At the time they were dating, John Kennedy Jr. was the most eligible bachelor in America, if not on the planet. Why would such a man choose a verbally abusive, emotionally volatile woman?

And then marry her?

More to the point - why do decent men stay with difficult women?

One female friend laughed and offered this answer: "Because we're all difficult."

I suppose it's old news that women can be emotionally volatile in relationships. Henry Higgins sang about it in ``My Fair Lady'': "Let a woman in your life, and you invite eternal strife." Dorothy Parker wrote about it in "The Lovely Leave," in which a woman whose aviator husband is home on a one-day leave generates confrontation after confrontation because she sees it as a way to connect. Buttons and T-shirts advertise it: "Next mood swing: 8 minutes."

OK, women often are more emotional than men, but there's a serious question here: Why do men stick around for it when it becomes extreme?

At the very least, it's worth talking about for the sake of our sons.

In general, men are assumed to be the guilty party in bad relationships - cads who love and leave, playing the field while girlfriends remain hurt and committed. No doubt that happens often enough.

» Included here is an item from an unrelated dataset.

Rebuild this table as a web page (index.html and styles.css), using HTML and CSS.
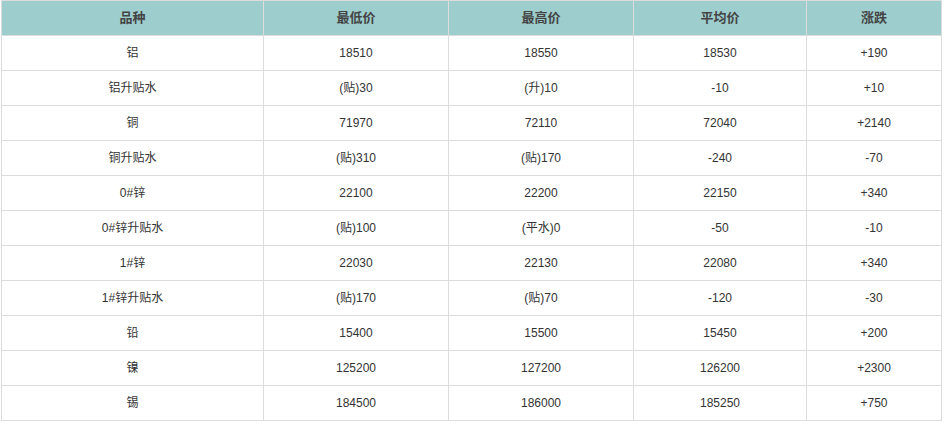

But this latest portrait of JFK Jr.'s marriage is a symbol of how the opposite situation is often overlooked: Males are frequently the ones who put up with difficult partners.

My own theory is that women may be the neater gender around the house, but some like an emotional mess, at least deep down somewhere. Most men don't. Women know this, and too many feel that if they make a scene, their man will give in, back off, anything to make life peaceful again. In doing so, the men end up rewarding confrontational behavior and the cycle gets worse.

Plus, there's this little voice in men's heads, often planted by their mothers, that says, "Be nice to that girl." So, like JFK Jr. apparently did, some men put up with a lot, and keep sticking around.

I'm not saying women don't put up with bad men. But we talk about that all the time.

What we don't talk about as much, especially with our sons, is that men can sometimes let themselves feel trapped by difficult, emotionally volatile women.

Yes, love may explain a lot of those choices.

But loyalty - or should I say obligation - may explain many as well.

It's worth reminding men that sometimes, obligation can go too far.